• GIVEN EXERCISE: Your job is to retype all of the data word for word, leaving every image out.

BEGIN DATA TO USE

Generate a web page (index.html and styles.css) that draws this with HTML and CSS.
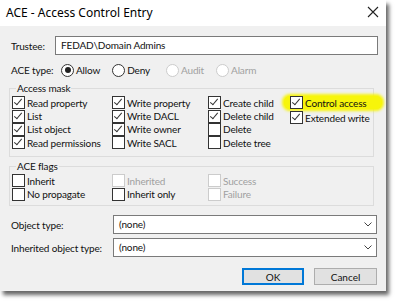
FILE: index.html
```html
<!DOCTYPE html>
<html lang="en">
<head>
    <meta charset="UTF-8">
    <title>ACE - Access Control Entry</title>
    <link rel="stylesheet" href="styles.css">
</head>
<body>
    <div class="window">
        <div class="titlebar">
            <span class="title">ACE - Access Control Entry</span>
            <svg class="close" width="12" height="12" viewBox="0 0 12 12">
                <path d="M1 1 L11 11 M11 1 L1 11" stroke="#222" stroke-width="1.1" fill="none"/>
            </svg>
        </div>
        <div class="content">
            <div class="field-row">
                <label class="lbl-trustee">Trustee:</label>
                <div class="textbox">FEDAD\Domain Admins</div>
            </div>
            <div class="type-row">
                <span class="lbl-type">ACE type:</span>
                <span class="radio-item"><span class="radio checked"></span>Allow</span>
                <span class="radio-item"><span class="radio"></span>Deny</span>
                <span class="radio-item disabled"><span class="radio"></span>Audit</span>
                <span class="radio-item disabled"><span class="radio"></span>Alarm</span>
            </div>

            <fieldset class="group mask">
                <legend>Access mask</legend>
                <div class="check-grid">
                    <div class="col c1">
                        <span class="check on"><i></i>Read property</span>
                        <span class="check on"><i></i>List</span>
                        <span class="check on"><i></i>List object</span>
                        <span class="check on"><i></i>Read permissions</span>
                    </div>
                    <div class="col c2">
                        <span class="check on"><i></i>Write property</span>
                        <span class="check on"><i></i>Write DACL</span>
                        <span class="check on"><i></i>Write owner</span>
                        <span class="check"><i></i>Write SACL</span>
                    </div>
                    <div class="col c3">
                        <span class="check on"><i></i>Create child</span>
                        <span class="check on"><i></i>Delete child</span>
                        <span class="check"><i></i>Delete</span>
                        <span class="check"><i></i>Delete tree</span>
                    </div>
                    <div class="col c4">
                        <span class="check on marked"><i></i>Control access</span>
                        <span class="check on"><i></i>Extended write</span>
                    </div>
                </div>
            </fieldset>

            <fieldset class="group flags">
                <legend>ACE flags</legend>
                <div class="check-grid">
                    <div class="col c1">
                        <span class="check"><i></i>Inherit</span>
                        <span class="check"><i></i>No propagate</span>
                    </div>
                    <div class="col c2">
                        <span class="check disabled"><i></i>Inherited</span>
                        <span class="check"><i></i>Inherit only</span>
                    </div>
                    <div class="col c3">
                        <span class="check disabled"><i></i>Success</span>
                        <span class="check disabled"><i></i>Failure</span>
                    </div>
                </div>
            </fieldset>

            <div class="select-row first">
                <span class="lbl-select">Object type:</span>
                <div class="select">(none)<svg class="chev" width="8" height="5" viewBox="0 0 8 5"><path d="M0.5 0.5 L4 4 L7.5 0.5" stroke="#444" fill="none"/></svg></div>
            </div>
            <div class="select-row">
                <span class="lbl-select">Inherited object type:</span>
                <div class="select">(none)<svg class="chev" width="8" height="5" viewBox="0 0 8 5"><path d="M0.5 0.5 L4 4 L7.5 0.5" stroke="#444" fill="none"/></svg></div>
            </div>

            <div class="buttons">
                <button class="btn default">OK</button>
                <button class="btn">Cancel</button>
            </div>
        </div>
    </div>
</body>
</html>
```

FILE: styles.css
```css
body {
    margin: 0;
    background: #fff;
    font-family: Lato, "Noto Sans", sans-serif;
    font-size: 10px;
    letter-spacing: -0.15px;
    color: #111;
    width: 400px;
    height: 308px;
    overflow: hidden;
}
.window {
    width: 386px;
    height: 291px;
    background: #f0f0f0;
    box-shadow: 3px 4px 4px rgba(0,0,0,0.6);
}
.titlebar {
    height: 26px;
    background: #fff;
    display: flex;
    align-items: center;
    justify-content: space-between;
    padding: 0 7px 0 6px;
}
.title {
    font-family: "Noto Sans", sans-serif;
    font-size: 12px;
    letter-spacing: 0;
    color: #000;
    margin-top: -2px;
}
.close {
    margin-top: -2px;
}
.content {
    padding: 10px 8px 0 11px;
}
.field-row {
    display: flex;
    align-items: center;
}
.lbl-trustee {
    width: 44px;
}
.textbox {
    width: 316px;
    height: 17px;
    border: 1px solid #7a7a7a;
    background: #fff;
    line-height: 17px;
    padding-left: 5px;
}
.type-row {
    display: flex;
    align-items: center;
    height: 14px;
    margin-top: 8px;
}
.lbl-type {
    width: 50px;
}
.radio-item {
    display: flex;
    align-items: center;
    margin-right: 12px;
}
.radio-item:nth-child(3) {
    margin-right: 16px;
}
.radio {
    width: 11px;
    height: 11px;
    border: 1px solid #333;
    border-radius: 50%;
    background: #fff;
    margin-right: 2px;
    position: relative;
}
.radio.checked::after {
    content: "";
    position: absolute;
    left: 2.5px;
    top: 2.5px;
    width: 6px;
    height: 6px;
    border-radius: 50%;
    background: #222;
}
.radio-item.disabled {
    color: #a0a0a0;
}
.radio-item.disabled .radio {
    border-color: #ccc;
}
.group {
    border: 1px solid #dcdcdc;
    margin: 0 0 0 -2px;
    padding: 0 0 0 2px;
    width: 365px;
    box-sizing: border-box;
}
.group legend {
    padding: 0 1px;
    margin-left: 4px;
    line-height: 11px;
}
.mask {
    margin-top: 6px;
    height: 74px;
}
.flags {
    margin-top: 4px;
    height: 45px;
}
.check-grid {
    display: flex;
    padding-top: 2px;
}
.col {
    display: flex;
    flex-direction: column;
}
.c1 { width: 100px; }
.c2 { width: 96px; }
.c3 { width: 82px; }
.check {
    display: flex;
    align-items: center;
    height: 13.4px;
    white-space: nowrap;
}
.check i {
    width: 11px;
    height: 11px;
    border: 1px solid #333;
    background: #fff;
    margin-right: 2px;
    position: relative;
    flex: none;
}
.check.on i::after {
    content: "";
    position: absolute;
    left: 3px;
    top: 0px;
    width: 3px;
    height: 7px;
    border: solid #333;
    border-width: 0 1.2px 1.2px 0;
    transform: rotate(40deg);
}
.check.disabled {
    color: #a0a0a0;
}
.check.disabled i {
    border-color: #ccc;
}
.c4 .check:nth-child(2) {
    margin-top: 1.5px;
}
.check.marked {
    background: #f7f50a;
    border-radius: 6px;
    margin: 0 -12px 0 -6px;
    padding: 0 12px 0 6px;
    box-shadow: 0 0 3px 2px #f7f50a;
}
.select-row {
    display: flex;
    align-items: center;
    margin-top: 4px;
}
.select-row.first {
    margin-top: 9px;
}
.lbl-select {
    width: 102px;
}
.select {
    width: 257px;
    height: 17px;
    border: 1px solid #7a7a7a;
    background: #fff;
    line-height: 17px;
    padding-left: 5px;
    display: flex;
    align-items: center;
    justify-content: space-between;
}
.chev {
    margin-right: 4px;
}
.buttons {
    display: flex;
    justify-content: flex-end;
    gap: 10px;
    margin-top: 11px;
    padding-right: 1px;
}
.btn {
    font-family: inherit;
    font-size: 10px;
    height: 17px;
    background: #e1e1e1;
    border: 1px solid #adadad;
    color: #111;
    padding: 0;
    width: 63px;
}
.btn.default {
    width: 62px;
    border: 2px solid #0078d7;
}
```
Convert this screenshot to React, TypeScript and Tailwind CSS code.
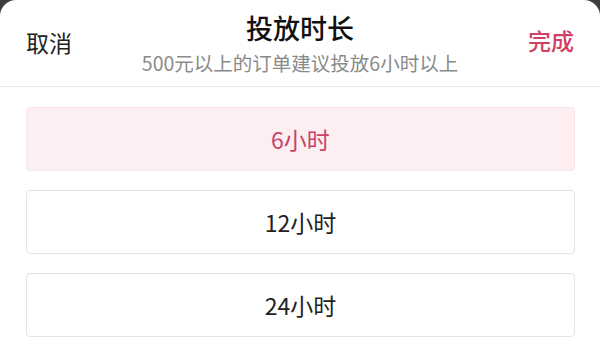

END DATA TO USE

• ANSWER TO THE TASK:
Generate a web page (index.html and styles.css) that draws this with HTML and CSS.
FILE: index.html
```html
<!DOCTYPE html>
<html lang="en">
<head>
    <meta charset="UTF-8">
    <title>ACE - Access Control Entry</title>
    <link rel="stylesheet" href="styles.css">
</head>
<body>
    <div class="window">
        <div class="titlebar">
            <span class="title">ACE - Access Control Entry</span>
            <svg class="close" width="12" height="12" viewBox="0 0 12 12">
                <path d="M1 1 L11 11 M11 1 L1 11" stroke="#222" stroke-width="1.1" fill="none"/>
            </svg>
        </div>
        <div class="content">
            <div class="field-row">
                <label class="lbl-trustee">Trustee:</label>
                <div class="textbox">FEDAD\Domain Admins</div>
            </div>
            <div class="type-row">
                <span class="lbl-type">ACE type:</span>
                <span class="radio-item"><span class="radio checked"></span>Allow</span>
                <span class="radio-item"><span class="radio"></span>Deny</span>
                <span class="radio-item disabled"><span class="radio"></span>Audit</span>
                <span class="radio-item disabled"><span class="radio"></span>Alarm</span>
            </div>

            <fieldset class="group mask">
                <legend>Access mask</legend>
                <div class="check-grid">
                    <div class="col c1">
                        <span class="check on"><i></i>Read property</span>
                        <span class="check on"><i></i>List</span>
                        <span class="check on"><i></i>List object</span>
                        <span class="check on"><i></i>Read permissions</span>
                    </div>
                    <div class="col c2">
                        <span class="check on"><i></i>Write property</span>
                        <span class="check on"><i></i>Write DACL</span>
                        <span class="check on"><i></i>Write owner</span>
                        <span class="check"><i></i>Write SACL</span>
                    </div>
                    <div class="col c3">
                        <span class="check on"><i></i>Create child</span>
                        <span class="check on"><i></i>Delete child</span>
                        <span class="check"><i></i>Delete</span>
                        <span class="check"><i></i>Delete tree</span>
                    </div>
                    <div class="col c4">
                        <span class="check on marked"><i></i>Control access</span>
                        <span class="check on"><i></i>Extended write</span>
                    </div>
                </div>
            </fieldset>

            <fieldset class="group flags">
                <legend>ACE flags</legend>
                <div class="check-grid">
                    <div class="col c1">
                        <span class="check"><i></i>Inherit</span>
                        <span class="check"><i></i>No propagate</span>
                    </div>
                    <div class="col c2">
                        <span class="check disabled"><i></i>Inherited</span>
                        <span class="check"><i></i>Inherit only</span>
                    </div>
                    <div class="col c3">
                        <span class="check disabled"><i></i>Success</span>
                        <span class="check disabled"><i></i>Failure</span>
                    </div>
                </div>
            </fieldset>

            <div class="select-row first">
                <span class="lbl-select">Object type:</span>
                <div class="select">(none)<svg class="chev" width="8" height="5" viewBox="0 0 8 5"><path d="M0.5 0.5 L4 4 L7.5 0.5" stroke="#444" fill="none"/></svg></div>
            </div>
            <div class="select-row">
                <span class="lbl-select">Inherited object type:</span>
                <div class="select">(none)<svg class="chev" width="8" height="5" viewBox="0 0 8 5"><path d="M0.5 0.5 L4 4 L7.5 0.5" stroke="#444" fill="none"/></svg></div>
            </div>

            <div class="buttons">
                <button class="btn default">OK</button>
                <button class="btn">Cancel</button>
            </div>
        </div>
    </div>
</body>
</html>
```

FILE: styles.css
```css
body {
    margin: 0;
    background: #fff;
    font-family: Lato, "Noto Sans", sans-serif;
    font-size: 10px;
    letter-spacing: -0.15px;
    color: #111;
    width: 400px;
    height: 308px;
    overflow: hidden;
}
.window {
    width: 386px;
    height: 291px;
    background: #f0f0f0;
    box-shadow: 3px 4px 4px rgba(0,0,0,0.6);
}
.titlebar {
    height: 26px;
    background: #fff;
    display: flex;
    align-items: center;
    justify-content: space-between;
    padding: 0 7px 0 6px;
}
.title {
    font-family: "Noto Sans", sans-serif;
    font-size: 12px;
    letter-spacing: 0;
    color: #000;
    margin-top: -2px;
}
.close {
    margin-top: -2px;
}
.content {
    padding: 10px 8px 0 11px;
}
.field-row {
    display: flex;
    align-items: center;
}
.lbl-trustee {
    width: 44px;
}
.textbox {
    width: 316px;
    height: 17px;
    border: 1px solid #7a7a7a;
    background: #fff;
    line-height: 17px;
    padding-left: 5px;
}
.type-row {
    display: flex;
    align-items: center;
    height: 14px;
    margin-top: 8px;
}
.lbl-type {
    width: 50px;
}
.radio-item {
    display: flex;
    align-items: center;
    margin-right: 12px;
}
.radio-item:nth-child(3) {
    margin-right: 16px;
}
.radio {
    width: 11px;
    height: 11px;
    border: 1px solid #333;
    border-radius: 50%;
    background: #fff;
    margin-right: 2px;
    position: relative;
}
.radio.checked::after {
    content: "";
    position: absolute;
    left: 2.5px;
    top: 2.5px;
    width: 6px;
    height: 6px;
    border-radius: 50%;
    background: #222;
}
.radio-item.disabled {
    color: #a0a0a0;
}
.radio-item.disabled .radio {
    border-color: #ccc;
}
.group {
    border: 1px solid #dcdcdc;
    margin: 0 0 0 -2px;
    padding: 0 0 0 2px;
    width: 365px;
    box-sizing: border-box;
}
.group legend {
    padding: 0 1px;
    margin-left: 4px;
    line-height: 11px;
}
.mask {
    margin-top: 6px;
    height: 74px;
}
.flags {
    margin-top: 4px;
    height: 45px;
}
.check-grid {
    display: flex;
    padding-top: 2px;
}
.col {
    display: flex;
    flex-direction: column;
}
.c1 { width: 100px; }
.c2 { width: 96px; }
.c3 { width: 82px; }
.check {
    display: flex;
    align-items: center;
    height: 13.4px;
    white-space: nowrap;
}
.check i {
    width: 11px;
    height: 11px;
    border: 1px solid #333;
    background: #fff;
    margin-right: 2px;
    position: relative;
    flex: none;
}
.check.on i::after {
    content: "";
    position: absolute;
    left: 3px;
    top: 0px;
    width: 3px;
    height: 7px;
    border: solid #333;
    border-width: 0 1.2px 1.2px 0;
    transform: rotate(40deg);
}
.check.disabled {
    color: #a0a0a0;
}
.check.disabled i {
    border-color: #ccc;
}
.c4 .check:nth-child(2) {
    margin-top: 1.5px;
}
.check.marked {
    background: #f7f50a;
    border-radius: 6px;
    margin: 0 -12px 0 -6px;
    padding: 0 12px 0 6px;
    box-shadow: 0 0 3px 2px #f7f50a;
}
.select-row {
    display: flex;
    align-items: center;
    margin-top: 4px;
}
.select-row.first {
    margin-top: 9px;
}
.lbl-select {
    width: 102px;
}
.select {
    width: 257px;
    height: 17px;
    border: 1px solid #7a7a7a;
    background: #fff;
    line-height: 17px;
    padding-left: 5px;
    display: flex;
    align-items: center;
    justify-content: space-between;
}
.chev {
    margin-right: 4px;
}
.buttons {
    display: flex;
    justify-content: flex-end;
    gap: 10px;
    margin-top: 11px;
    padding-right: 1px;
}
.btn {
    font-family: inherit;
    font-size: 10px;
    height: 17px;
    background: #e1e1e1;
    border: 1px solid #adadad;
    color: #111;
    padding: 0;
    width: 63px;
}
.btn.default {
    width: 62px;
    border: 2px solid #0078d7;
}
```
Convert this screenshot to React, TypeScript and Tailwind CSS code.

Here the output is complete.